▶ [DATA BLOCK]:

-------------------------

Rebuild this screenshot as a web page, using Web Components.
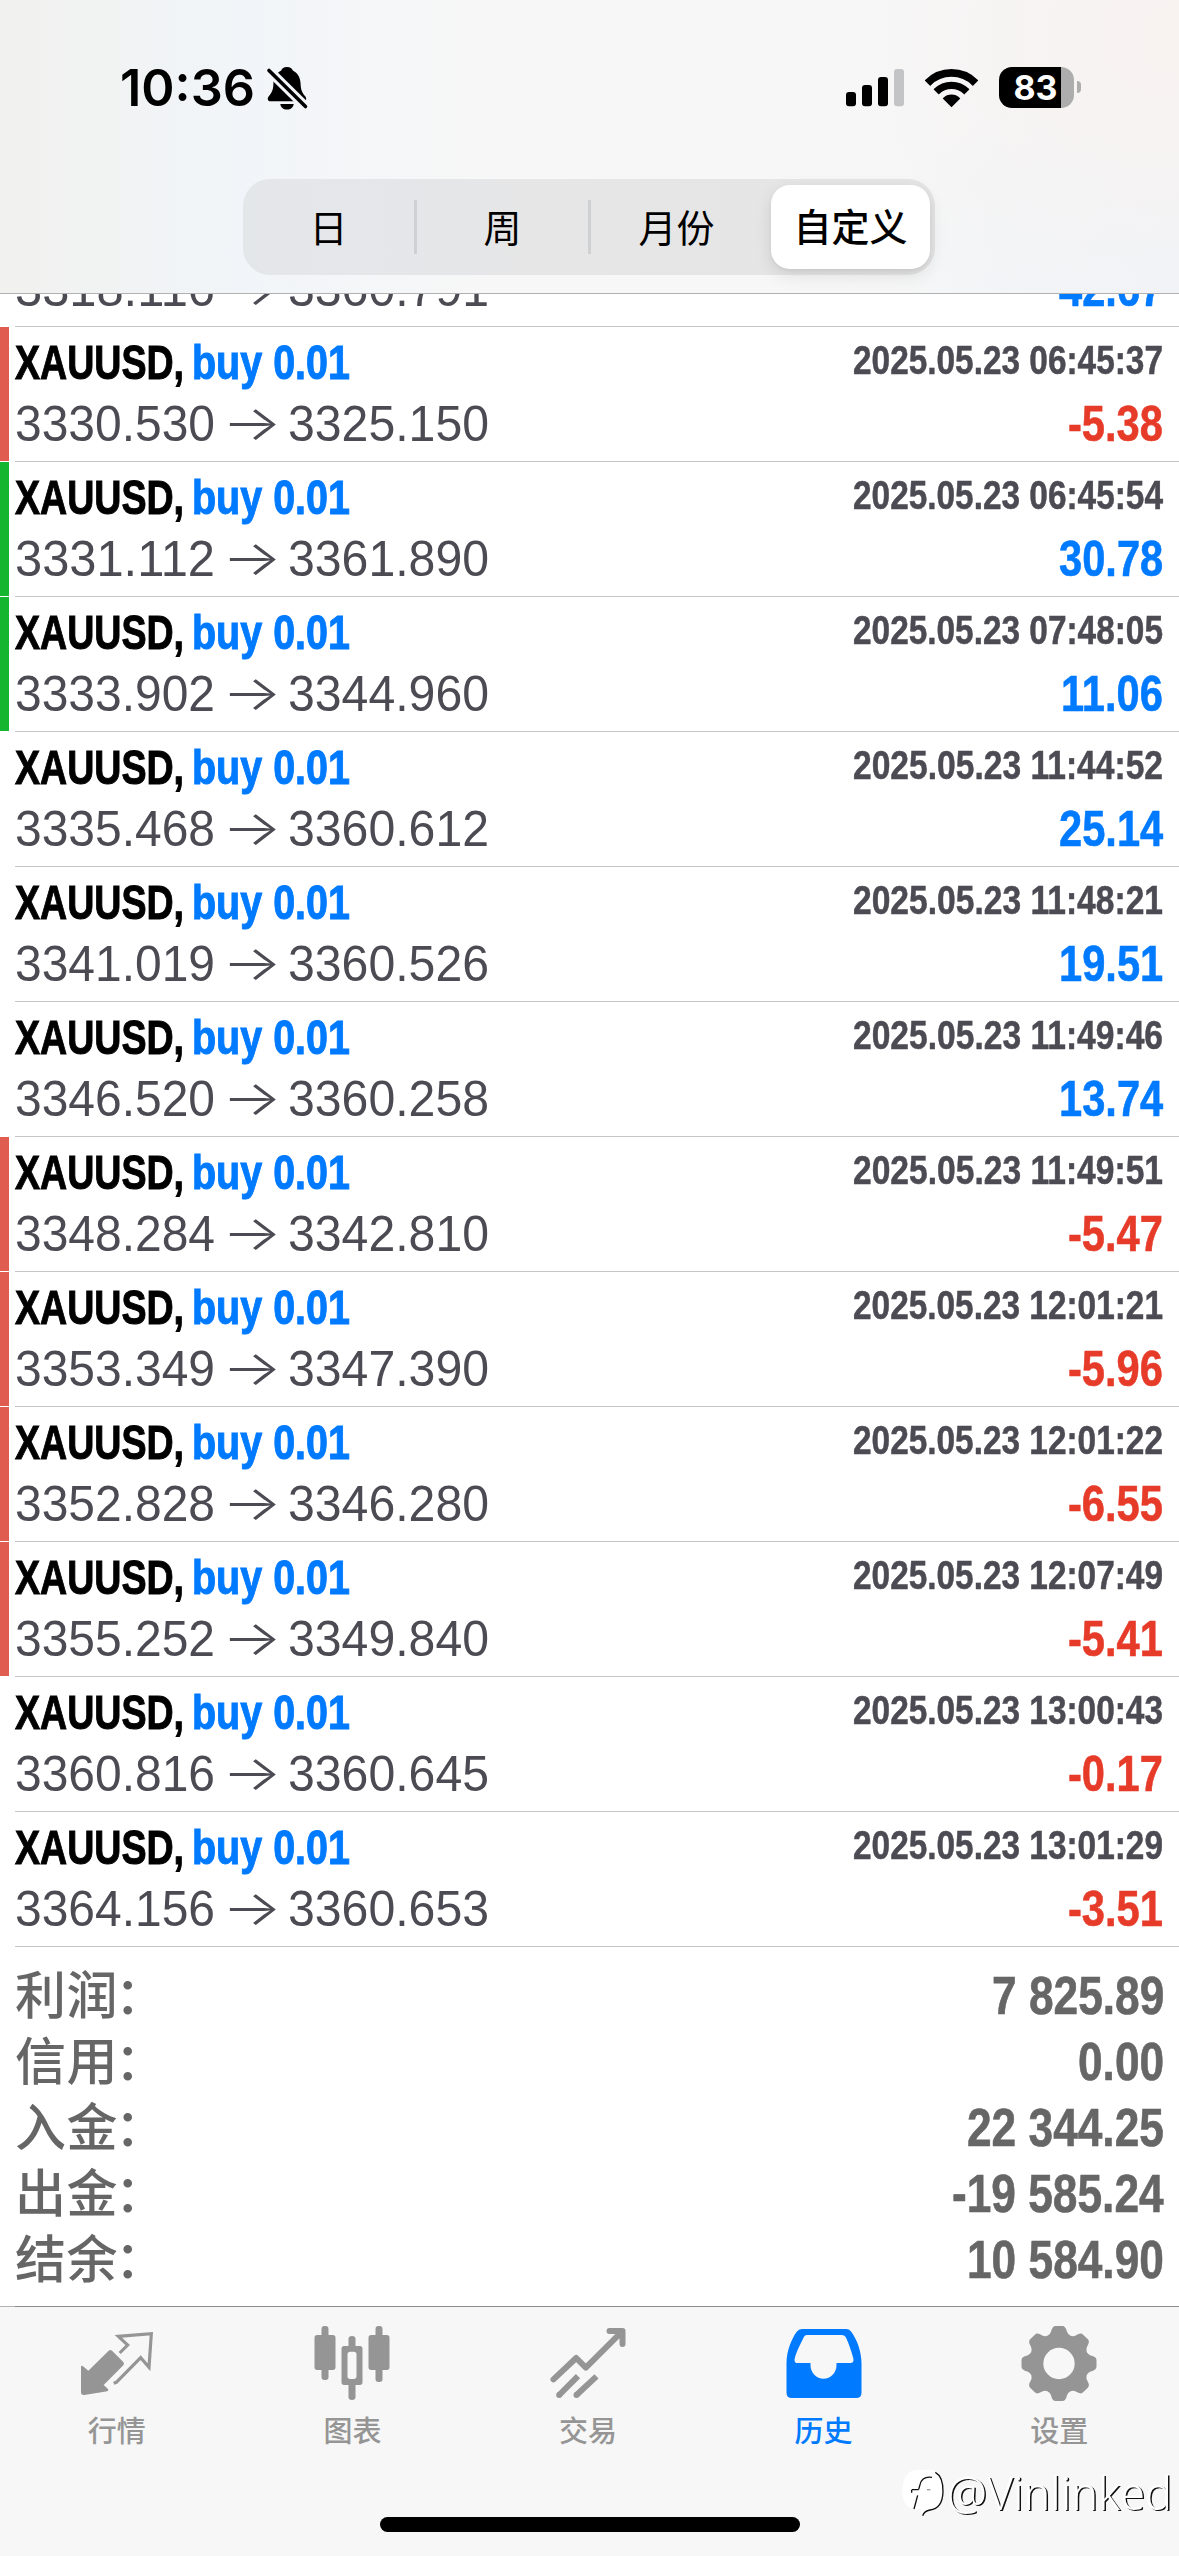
<!DOCTYPE html>
<html lang="zh-CN">
<head>
<meta charset="utf-8">
<title>历史</title>
<style>
html,body{margin:0;padding:0;background:#fff}
body{width:1179px;height:2556px;overflow:hidden;font-family:"Liberation Sans","Noto Sans CJK SC",sans-serif}
</style>
</head>
<body>
<history-app></history-app>
<script>
const define = (name, html, setup) => {
  const t = document.createElement('template');
  t.innerHTML = html;
  customElements.define(name, class extends HTMLElement {
    connectedCallback() {
      if (this.shadowRoot) return;
      const root = this.attachShadow({ mode: 'open' });
      root.append(t.content.cloneNode(true));
      if (setup) setup(this, root);
    }
  });
};

/* Condensed text: squeezes its slotted text by the factor k, box included. */
define('fit-text', `<style>
:host{display:inline-block;white-space:pre}
span{display:inline-block;transform-origin:0 50%}
</style><span><slot></slot></span>`, (el, root) => {
  const s = root.querySelector('span');
  const natural = s.getBoundingClientRect().width;
  const k = el.hasAttribute('w') ? el.getAttribute('w') / natural : +el.getAttribute('k');
  el.style.width = natural * k + 'px';
  s.style.transform = `scaleX(${k})`;
});

define('status-bar', `<style>
:host{display:flex;padding:58px 0 0 120px;height:58px;align-items:flex-start}
.time{font:600 51px/60px Inter,sans-serif;color:#000;width:142px;height:60px}
svg{display:block}
.bell{margin:4px 0 0 0}
.right{display:flex;margin-left:auto;padding:7px 98px 0 0}
.bat{display:flex;margin-left:20px;margin-top:2px}
.cell{width:75px;height:41px;border-radius:13px;background:linear-gradient(90deg,#000 62px,#adadad 62px);color:#fff;font:700 34px/41px Inter,sans-serif;text-align:center;box-sizing:border-box;padding-right:2px}
.cap{width:4px;height:12px;margin:14px 0 0 3px;border-radius:0 4px 4px 0;background:#adadad}
</style>
<div class="time"><fit-text w="135">10:36</fit-text></div>
<svg class="bell" width="50" height="52" viewBox="262 62 50 52"><defs><mask id="m"><rect x="262" y="62" width="50" height="52" fill="#fff"/><path d="M262 63.5L314 115" stroke="#000" stroke-width="9.5"/></mask></defs>
<g mask="url(#m)"><path d="M287 67C283.8 67 281.6 68.6 281.2 70.6C275.5 73.4 273.6 78.5 273.4 84C273.2 90.5 271.5 93 269 96C266.6 99 268 101.3 270.8 101.3H303.2C306 101.3 307.4 99 305 96C302.500 93 300.800 90.500 300.600 84C300.400 78.500 298.500 73.400 292.800 70.600C292.400 68.600 290.200 67 287 67Z"/><path d="M280.300 104H293.700C293.300 107.400 290.800 109.600 287 109.600S280.700 107.400 280.300 104Z"/></g>
<path d="M269 70.500L305.500 106.500" stroke="#000" stroke-width="3.600" stroke-linecap="round"/></svg>
<div class="right">
<svg width="134" height="46" viewBox="845 65 134 46">
<rect x="846" y="92" width="10" height="14.300" rx="3"/><rect x="862" y="85" width="10" height="21.300" rx="3"/><rect x="878" y="77" width="10" height="29.300" rx="3"/><rect x="894" y="69" width="10" height="37.300" rx="3" fill="#c3c4c5"/>
<clipPath id="w"><path d="M951.500 107.300L925 80.800Q923 69 938 60H965Q980 69 978 80.800Z"/></clipPath>
<g clip-path="url(#w)"><circle cx="951.500" cy="106.300" r="11.800"/><g fill="none" stroke="#000"><circle cx="951.500" cy="106.300" r="21" stroke-width="7.300"/><circle cx="951.500" cy="106.300" r="33.400" stroke-width="7.800"/></g></g>
</svg>
<div class="bat"><div class="cell">83</div><div class="cap"></div></div>
</div>`);

define('segmented-control', `<style>
:host{display:grid;grid-template-columns:174px 174px 174px 170px;width:692px;height:96px;margin:63px auto 0 243px;border-radius:27px;background:linear-gradient(90deg,#e4e7ea,#e5e6e8 30%,#e6e6e6 45%,#e5e5e6);align-items:center;color:#000;font:400 38px/51px "Noto Sans CJK SC",sans-serif}
div{display:flex;justify-content:center;height:54px;box-sizing:border-box;border-right:3px solid transparent}
div.line{border-color:#cfd0d2}
div.on{height:84px;border:0;width:159px;justify-self:end;margin-right:5px;border-radius:19px;background:#fff;line-height:80px;font-weight:500;box-shadow:0 6px 18px rgba(0,0,0,.1),0 2px 4px rgba(0,0,0,.05)}
</style>
<div class="line">日</div><div class="line">周</div><div>月份</div><div class="on">自定义</div>`);

define('app-header', `<style>
:host{display:flex;flex-direction:column;height:293px;border-bottom:1px solid #b1b1b2;
background:radial-gradient(circle 330px at 1179px 40px,#f8f2f0,#f8f2f000),radial-gradient(ellipse 300px 200px at 1179px 260px,#eef3f8,#eef3f800),linear-gradient(90deg,#f1f1ef 0,#f1f3f3 110px,#f1f5f9 240px,#f4f6f8 350px,#f7f7f7 480px,#f7f7f7 820px,#f4f5f6 1179px)}
</style><status-bar></status-bar><segmented-control></segmented-control>`);

define('deal-row', `<style>
:host{display:flex;height:135px;flex:none;background:#fff}
:host([partial]){height:33px;overflow:hidden;align-items:flex-end}
:host([partial]) .a{display:none}
:host([partial]) .body{height:70px}
i{width:9px;height:134px;flex:none;margin-right:6px;background:var(--mark,transparent)}
.body{flex:1;border-bottom:1px solid #c6c6c8;padding-right:16px;font-size:50px}
.a,.b{display:flex;justify-content:space-between;height:60px;align-items:flex-start}
.a{padding-top:4px;line-height:60px;font-weight:700;color:#000;font-size:49px}
.t{display:flex}
.sym,.side{-webkit-text-stroke:1px currentColor;margin-top:1px}
.side{color:#007aff;margin-left:8px}
.date{font-size:40px;line-height:58px;color:#4c4b53;-webkit-text-stroke:.5px currentColor}
.b{line-height:66px;color:#4c4b53}
.b .t{font-weight:400}
.arrow{font-family:Inter,sans-serif;font-weight:300;font-size:48px;margin:-1px 6px 0 7px}
.v{font-weight:700;-webkit-text-stroke:.6px currentColor}
</style><i></i><div class="body">
<div class="a"><div class="t"><fit-text class="sym" w="169"></fit-text><fit-text class="side" w="158"></fit-text></div><fit-text class="date" w="310"></fit-text></div>
<div class="b"><div class="t"><fit-text class="p1" w="200"></fit-text><fit-text class="arrow" w="60">→</fit-text><fit-text class="p2" w="201"></fit-text></div><fit-text class="v" k=".833"></fit-text></div>
</div>`, (el, root) => {
  const set = (sel, text) => {
    const old = root.querySelector(sel), n = old.cloneNode();
    n.textContent = text;
    old.replaceWith(n);
  };
  const v = el.getAttribute('profit');
  if (el.hasAttribute('partial')) {
    root.querySelector('.a').remove();
  } else {
    set('.sym', 'XAUUSD,');
    set('.side', 'buy 0.01');
    set('.date', '2025.05.23 ' + el.getAttribute('time'));
  }
  set('.p1', el.getAttribute('open-price'));
  set('.p2', el.getAttribute('close-price'));
  set('.v', v);
  root.querySelector('.v').style.color = v[0] === '-' ? '#e73b2a' : '#007aff';
  const mark = { sl: '#e05c50', tp: '#16b530' }[el.getAttribute('mark')];
  if (mark) el.style.setProperty('--mark', mark);
});

define('deal-list', `<style>
:host{display:flex;flex-direction:column;height:1653px;overflow:hidden}
</style>`, (el, root) => {
  [
    ['3318.116', '3360.791', '', '42.67', ''],
    ['3330.530', '3325.150', '06:45:37', '-5.38', 'sl'],
    ['3331.112', '3361.890', '06:45:54', '30.78', 'tp'],
    ['3333.902', '3344.960', '07:48:05', '11.06', 'tp'],
    ['3335.468', '3360.612', '11:44:52', '25.14', ''],
    ['3341.019', '3360.526', '11:48:21', '19.51', ''],
    ['3346.520', '3360.258', '11:49:46', '13.74', ''],
    ['3348.284', '3342.810', '11:49:51', '-5.47', 'sl'],
    ['3353.349', '3347.390', '12:01:21', '-5.96', 'sl'],
    ['3352.828', '3346.280', '12:01:22', '-6.55', 'sl'],
    ['3355.252', '3349.840', '12:07:49', '-5.41', 'sl'],
    ['3360.816', '3360.645', '13:00:43', '-0.17', ''],
    ['3364.156', '3360.653', '13:01:29', '-3.51', '']
  ].forEach(([o, c, t, p, m]) => {
    const r = document.createElement('deal-row');
    r.setAttribute('open-price', o);
    r.setAttribute('close-price', c);
    r.setAttribute('time', t);
    r.setAttribute('profit', p);
    r.setAttribute('mark', m);
    if (!t) r.setAttribute('partial', '');
    root.append(r);
  });
});

define('account-summary', `<style>
:host{display:block;height:359px;box-sizing:border-box;padding:16px 15px 0;color:#666}
div{display:flex;justify-content:space-between;height:66px}
span{font:500 51px/59px "Noto Sans CJK SC",sans-serif;letter-spacing:.5px}
b{font-weight:500;margin-left:-3px}
fit-text{font:700 53px/66px "Liberation Sans",sans-serif;-webkit-text-stroke:.6px currentColor}
</style>
<div><span>利润<b>：</b></span><fit-text k=".835">7 825.89</fit-text></div>
<div><span>信用<b>：</b></span><fit-text k=".835">0.00</fit-text></div>
<div><span>入金<b>：</b></span><fit-text k=".835">22 344.25</fit-text></div>
<div><span>出金<b>：</b></span><fit-text k=".835">-19 585.24</fit-text></div>
<div><span>结余<b>：</b></span><fit-text k=".835">10 584.90</fit-text></div>`);

define('tab-item', `<style>
:host{display:flex;flex-direction:column;align-items:center;color:#959595;font:500 29px/38px "Noto Sans CJK SC",sans-serif}
:host([active]){color:#007aff}
::slotted(svg){display:block;width:90px;height:90px}
</style><slot name="icon"></slot><span><slot></slot></span>`);

define('water-mark', `<style>
:host{display:flex;position:absolute;left:902px;top:162px;align-items:flex-start}
svg{display:block;margin-top:2px;flex:none}
fit-text{font:300 46px/54px "Noto Sans","Open Sans",sans-serif;color:#fff;text-shadow:1.5px 1px .5px #111;margin:-3px 0 0 1px}
</style>
<svg width="44" height="50" viewBox="428 546 132 150"><path d="M470 546H520Q552 560 552 610Q552 660 512 667Q498 670 490 684L484 664Q430 668 429 612Q429 550 470 546Z" fill="#fff"/><path d="M528 553Q552 566 551 612Q549 662 512 666Q495 669 490 683M518 568Q488 564 482 590L478 604M457 605H478M457 614V606M475 622L464 663" fill="none" stroke="#111" stroke-width="4"/><path d="M503 605H513" stroke="#999" stroke-width="4"/></svg>
<fit-text w="225">@Vinlinked</fit-text>`);

define('tab-bar', `<style>
:host{display:flex;flex-direction:column;position:relative;height:250px;background:#f7f7f7}
.rule{height:1px;background:linear-gradient(90deg,#b2b2b2 15px,#8b8b8c 15px)}
nav{display:grid;grid-template-columns:repeat(5,1fr);width:1178px;margin:13px 0 0 -1px;height:197px}
.home{width:420px;height:15px;border-radius:8px;background:#000;margin:0 auto}
</style><div class="rule"></div>
<nav>
<tab-item><svg slot="icon" viewBox="216 90 270 270" fill="currentColor"><path d="M326 182Q331 178 336 182L370 216Q374 221 370 226L311 285L324 297Q327 301 322 304L253 315Q243 316 243 307V231Q244 225 249 229L265 242Z"/><path d="M359 189L383 165L355 139L454 131L447 232L422 203L349 277L341 280" fill="none" stroke="currentColor" stroke-width="9.500" stroke-linejoin="miter"/></svg>行情</tab-item>
<tab-item><svg slot="icon" viewBox="922.5 90 270 270" fill="currentColor"><rect x="945" y="135" width="63" height="105" rx="8"/><rect x="966" y="108" width="21" height="162" rx="9"/><path fill-rule="evenodd" d="M1034 168H1081Q1089 168 1089 176V277Q1089 285 1081 285H1034Q1026 285 1026 277V176Q1026 168 1034 168ZM1052 185Q1044 185 1044 193V259Q1044 267 1052 267H1063Q1071 267 1071 259V193Q1071 185 1063 185Z"/><path d="M1047 170V147Q1047 138 1057.500 138T1068 147V170ZM1047 283V321Q1047 330 1057.500 330T1068 321V283Z"/><rect x="1107" y="135" width="63" height="105" rx="8"/><rect x="1128" y="108" width="21" height="168" rx="9"/></svg>图表</tab-item>
<tab-item><svg slot="icon" viewBox="370.500 90 270 270" fill="none" stroke="currentColor" stroke-width="18" stroke-linejoin="round"><path stroke-linecap="round" d="M402 268L470 204L499 233L605 127M570 123H609V162"/><path d="M419 315L475.500 258.500M471 315L531 259"/><g fill="currentColor" stroke="none"><circle cx="419" cy="315" r="9"/><circle cx="471" cy="315" r="9"/></g></svg>交易</tab-item>
<tab-item active><svg slot="icon" viewBox="55.500 90 270 270" fill="currentColor"><path fill-rule="evenodd" d="M78 220C78 180 95 145 108 126Q115 117 124 117H258Q267 117 273 126C290 150 303 185 303 220V308Q303 324 287 324H94Q78 324 78 308ZM130 141Q133 135 139 135H243Q252 135 256 142C266 163 275 190 279 208Q280 219 270 219H228V226A39 40 0 0 1 150 226V219H111Q102 219 102 209C106 188 119 164 130 141Z"/></svg>历史</tab-item>
<tab-item><svg slot="icon" viewBox="763.500 90 270 270" fill="currentColor"><defs><path id="tooth" d="M-34.500 -80V-83Q-26 -88 -24 -95Q-20 -112.500 -10 -112.500H10Q20 -112.500 24 -95Q26 -88 34.500 -83V-80Z"/></defs><g transform="translate(898.500 220.500)"><circle r="67.500" fill="none" stroke="currentColor" stroke-width="41"/><use href="#tooth"/><use href="#tooth" transform="rotate(45)"/><use href="#tooth" transform="rotate(90)"/><use href="#tooth" transform="rotate(135)"/><use href="#tooth" transform="rotate(180)"/><use href="#tooth" transform="rotate(225)"/><use href="#tooth" transform="rotate(270)"/><use href="#tooth" transform="rotate(315)"/></g></svg>设置</tab-item>
</nav>
<div class="home"></div><water-mark></water-mark>`);

define('history-app', `<style>
:host{display:flex;flex-direction:column;width:1179px;height:2556px;background:#fff;overflow:hidden}
</style><app-header></app-header><deal-list></deal-list><account-summary></account-summary><tab-bar></tab-bar>`);
</script>
</body>
</html>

-------------------------

▶ [WHAT IS REQUIRED]: Copy every line that includes the string "this" from the material above.

▶ [RESULT]:
Rebuild this screenshot as a web page, using Web Components.
      if (this.shadowRoot) return;
      const root = this.attachShadow({ mode: 'open' });
      if (setup) setup(this, root);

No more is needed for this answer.